Task to complete
From the entries that follow, gather each line holding the word "components".

#### Information supplied ####

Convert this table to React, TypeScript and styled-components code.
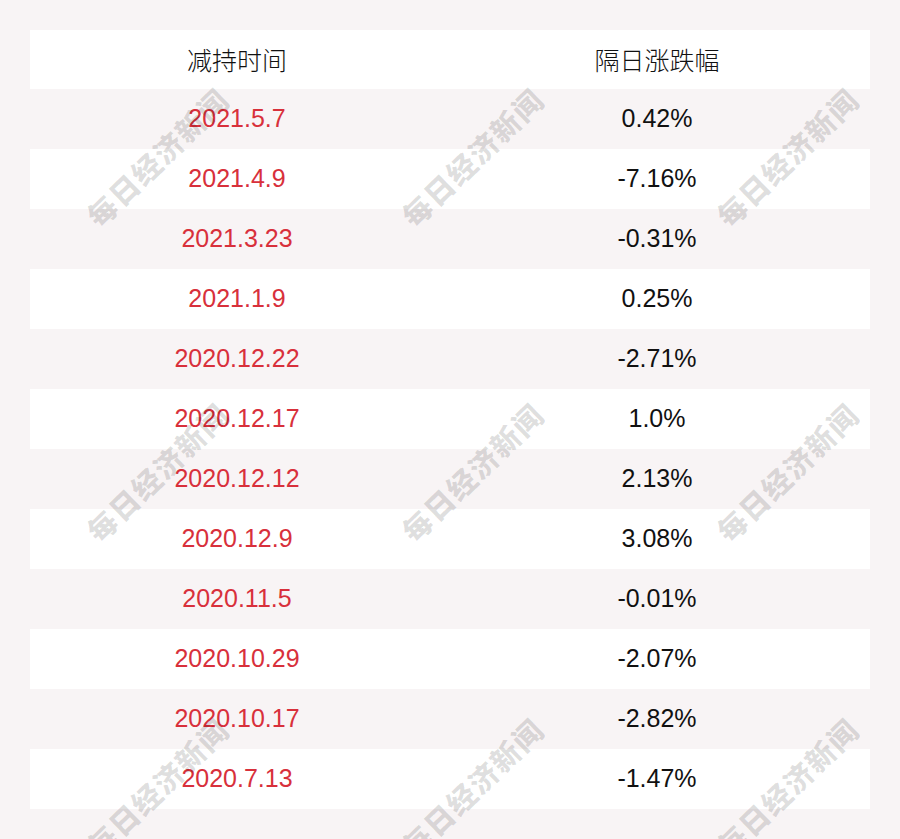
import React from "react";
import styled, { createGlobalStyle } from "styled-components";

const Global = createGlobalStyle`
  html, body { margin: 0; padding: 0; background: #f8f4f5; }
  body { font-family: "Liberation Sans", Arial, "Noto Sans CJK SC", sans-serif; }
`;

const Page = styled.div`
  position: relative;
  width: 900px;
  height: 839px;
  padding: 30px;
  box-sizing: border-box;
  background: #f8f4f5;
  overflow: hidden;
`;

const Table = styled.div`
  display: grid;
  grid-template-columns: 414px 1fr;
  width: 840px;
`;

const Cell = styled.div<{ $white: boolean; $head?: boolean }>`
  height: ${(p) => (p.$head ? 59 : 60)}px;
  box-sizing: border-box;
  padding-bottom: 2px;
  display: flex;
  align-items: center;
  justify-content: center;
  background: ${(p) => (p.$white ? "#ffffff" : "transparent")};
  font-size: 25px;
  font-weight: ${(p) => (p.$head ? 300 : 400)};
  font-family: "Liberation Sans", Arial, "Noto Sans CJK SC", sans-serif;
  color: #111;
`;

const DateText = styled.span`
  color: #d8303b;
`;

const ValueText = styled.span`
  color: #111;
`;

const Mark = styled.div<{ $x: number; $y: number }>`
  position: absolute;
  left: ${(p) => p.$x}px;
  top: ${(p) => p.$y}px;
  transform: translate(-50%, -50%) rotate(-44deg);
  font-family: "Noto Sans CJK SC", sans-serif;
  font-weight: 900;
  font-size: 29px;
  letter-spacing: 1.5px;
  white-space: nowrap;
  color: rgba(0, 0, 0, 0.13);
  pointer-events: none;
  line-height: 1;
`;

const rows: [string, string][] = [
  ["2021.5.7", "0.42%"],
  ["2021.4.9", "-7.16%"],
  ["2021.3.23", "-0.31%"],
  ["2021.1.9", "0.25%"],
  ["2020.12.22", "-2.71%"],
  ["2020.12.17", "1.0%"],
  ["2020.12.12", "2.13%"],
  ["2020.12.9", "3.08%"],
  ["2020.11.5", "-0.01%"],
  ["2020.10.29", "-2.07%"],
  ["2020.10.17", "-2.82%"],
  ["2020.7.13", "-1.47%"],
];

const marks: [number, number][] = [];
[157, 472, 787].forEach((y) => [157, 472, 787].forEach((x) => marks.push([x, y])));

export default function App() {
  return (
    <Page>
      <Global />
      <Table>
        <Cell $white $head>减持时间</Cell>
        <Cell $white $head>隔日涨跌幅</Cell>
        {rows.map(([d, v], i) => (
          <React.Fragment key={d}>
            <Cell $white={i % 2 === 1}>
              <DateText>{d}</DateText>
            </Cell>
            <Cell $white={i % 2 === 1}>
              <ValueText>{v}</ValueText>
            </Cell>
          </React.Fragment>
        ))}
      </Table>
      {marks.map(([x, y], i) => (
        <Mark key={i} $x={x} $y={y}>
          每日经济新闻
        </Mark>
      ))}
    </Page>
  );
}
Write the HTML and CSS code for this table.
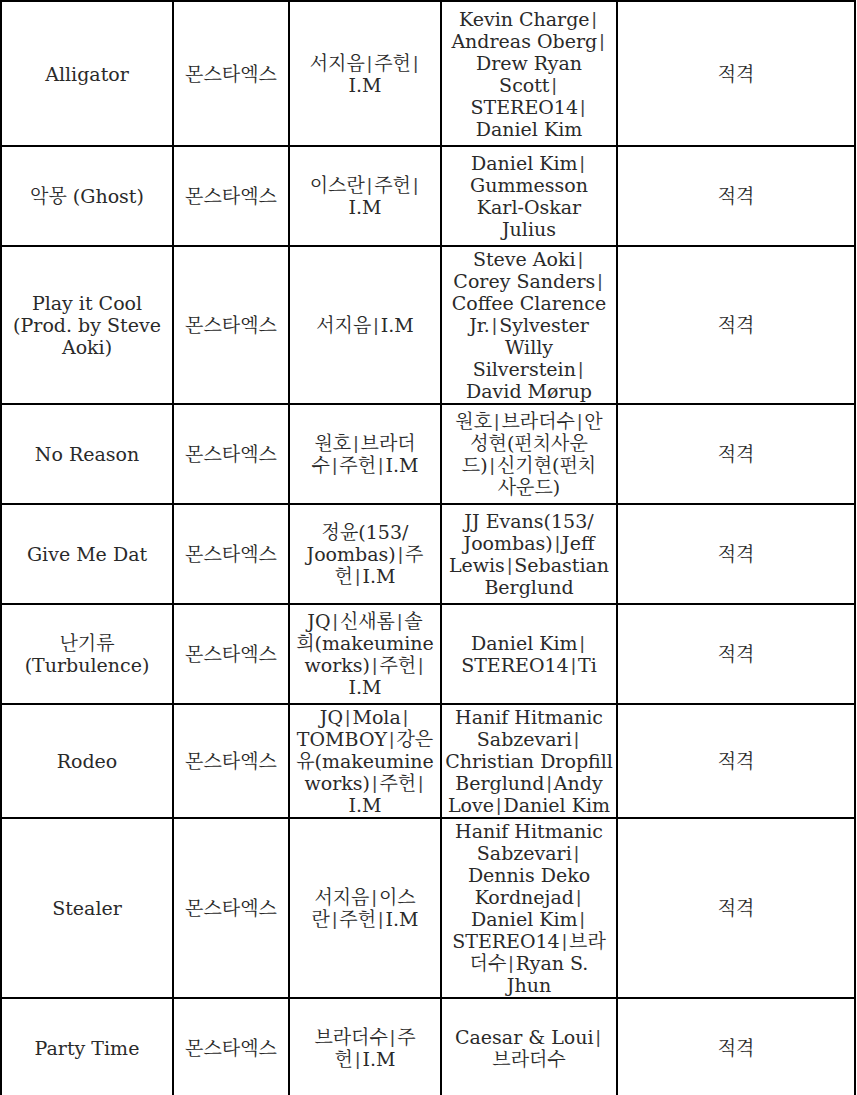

####
#### Information supplied ####

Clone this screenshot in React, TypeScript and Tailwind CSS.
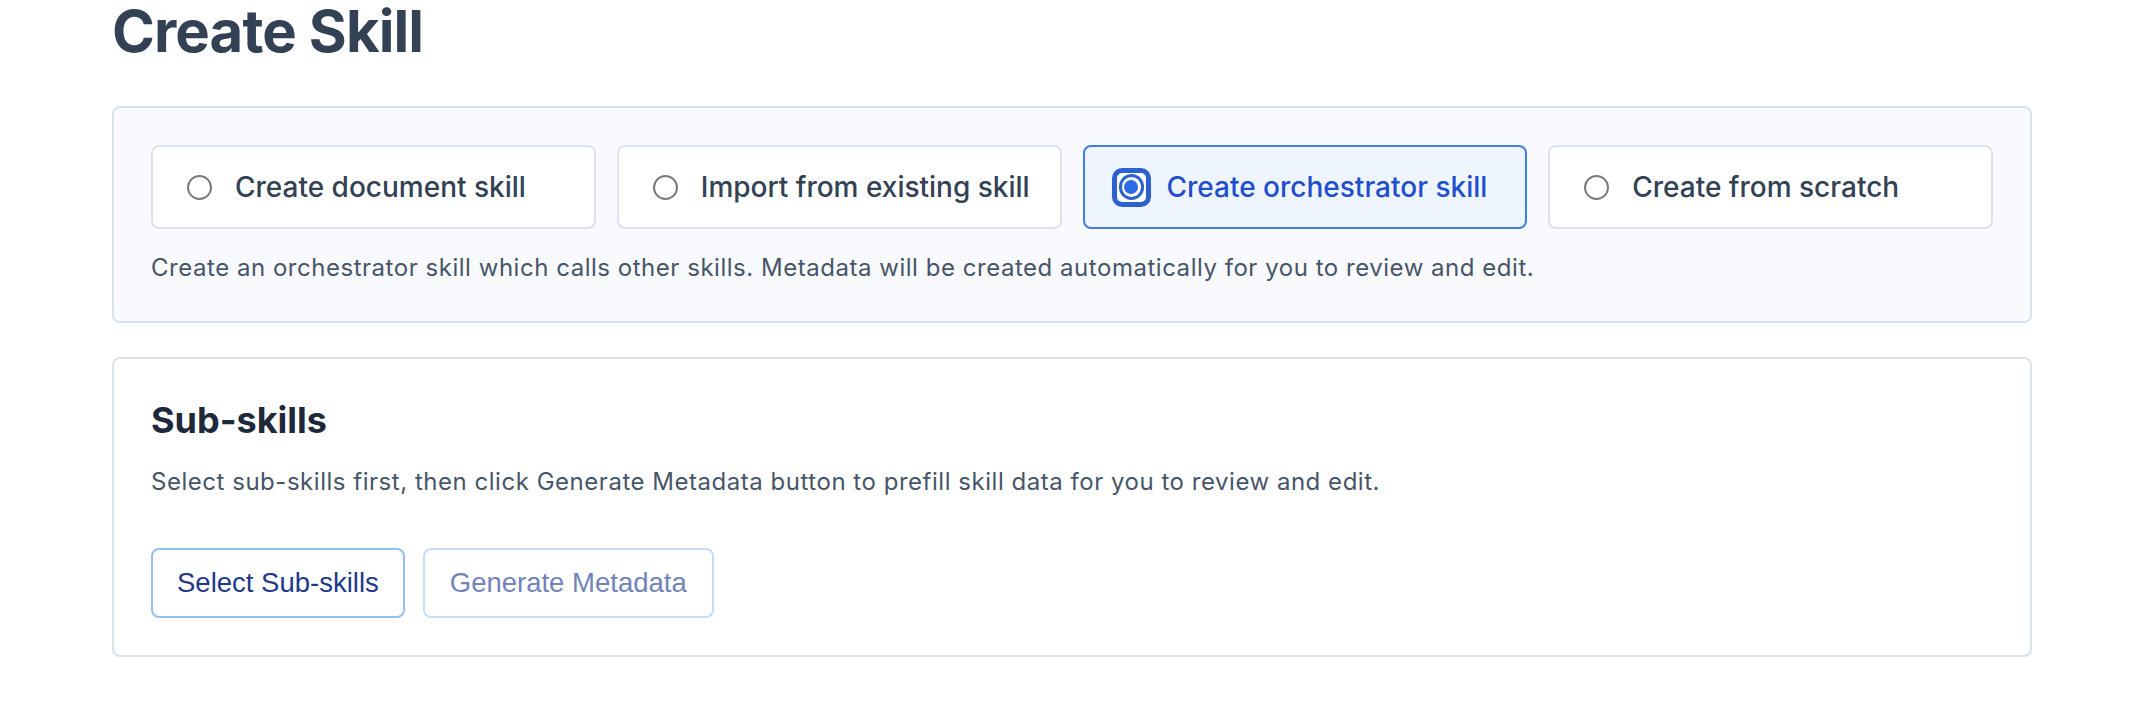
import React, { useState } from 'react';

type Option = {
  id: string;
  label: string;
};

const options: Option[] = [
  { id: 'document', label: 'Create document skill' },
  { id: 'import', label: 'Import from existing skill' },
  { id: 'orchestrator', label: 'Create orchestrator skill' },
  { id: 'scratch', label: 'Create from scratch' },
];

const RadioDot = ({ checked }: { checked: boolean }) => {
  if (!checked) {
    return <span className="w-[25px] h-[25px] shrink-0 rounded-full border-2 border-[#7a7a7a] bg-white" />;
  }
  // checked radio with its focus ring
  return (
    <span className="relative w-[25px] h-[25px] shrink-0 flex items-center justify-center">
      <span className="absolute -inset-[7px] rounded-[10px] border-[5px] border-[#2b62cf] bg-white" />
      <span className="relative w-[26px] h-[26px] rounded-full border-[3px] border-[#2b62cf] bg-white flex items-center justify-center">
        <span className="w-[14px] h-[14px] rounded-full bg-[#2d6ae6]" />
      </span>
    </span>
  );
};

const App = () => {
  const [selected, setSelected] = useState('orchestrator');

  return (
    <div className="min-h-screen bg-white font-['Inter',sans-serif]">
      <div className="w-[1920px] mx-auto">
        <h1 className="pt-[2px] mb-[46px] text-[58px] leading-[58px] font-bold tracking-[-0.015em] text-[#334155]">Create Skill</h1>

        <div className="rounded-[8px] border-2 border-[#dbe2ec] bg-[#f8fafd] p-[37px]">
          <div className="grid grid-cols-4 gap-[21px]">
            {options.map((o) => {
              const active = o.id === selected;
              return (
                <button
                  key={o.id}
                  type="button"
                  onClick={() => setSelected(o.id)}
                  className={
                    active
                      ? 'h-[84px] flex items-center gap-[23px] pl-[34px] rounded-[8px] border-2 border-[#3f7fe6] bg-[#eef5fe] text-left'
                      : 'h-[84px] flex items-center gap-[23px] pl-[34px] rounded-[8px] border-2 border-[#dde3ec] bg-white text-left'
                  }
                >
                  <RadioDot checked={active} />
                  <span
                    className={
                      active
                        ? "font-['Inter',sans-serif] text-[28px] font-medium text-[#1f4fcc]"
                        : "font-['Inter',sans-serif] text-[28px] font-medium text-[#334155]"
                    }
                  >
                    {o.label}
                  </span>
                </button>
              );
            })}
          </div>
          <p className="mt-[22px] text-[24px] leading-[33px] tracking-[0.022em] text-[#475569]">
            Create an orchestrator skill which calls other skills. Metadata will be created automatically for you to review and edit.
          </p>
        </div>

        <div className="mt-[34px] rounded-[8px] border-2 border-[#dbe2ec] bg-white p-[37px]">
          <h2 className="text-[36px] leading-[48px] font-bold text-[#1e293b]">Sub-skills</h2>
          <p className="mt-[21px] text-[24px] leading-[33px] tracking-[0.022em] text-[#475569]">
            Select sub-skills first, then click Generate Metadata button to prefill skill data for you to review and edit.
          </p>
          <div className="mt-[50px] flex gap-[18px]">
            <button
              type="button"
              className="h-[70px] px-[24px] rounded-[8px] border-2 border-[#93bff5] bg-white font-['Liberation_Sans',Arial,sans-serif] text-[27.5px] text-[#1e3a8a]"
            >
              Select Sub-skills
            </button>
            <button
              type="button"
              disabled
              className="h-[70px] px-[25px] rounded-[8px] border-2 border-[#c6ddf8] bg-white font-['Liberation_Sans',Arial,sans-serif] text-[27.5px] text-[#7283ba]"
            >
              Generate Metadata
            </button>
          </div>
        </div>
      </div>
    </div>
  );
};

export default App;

####

Solution to this task
Convert this table to React, TypeScript and styled-components code.
import styled, { createGlobalStyle } from "styled-components";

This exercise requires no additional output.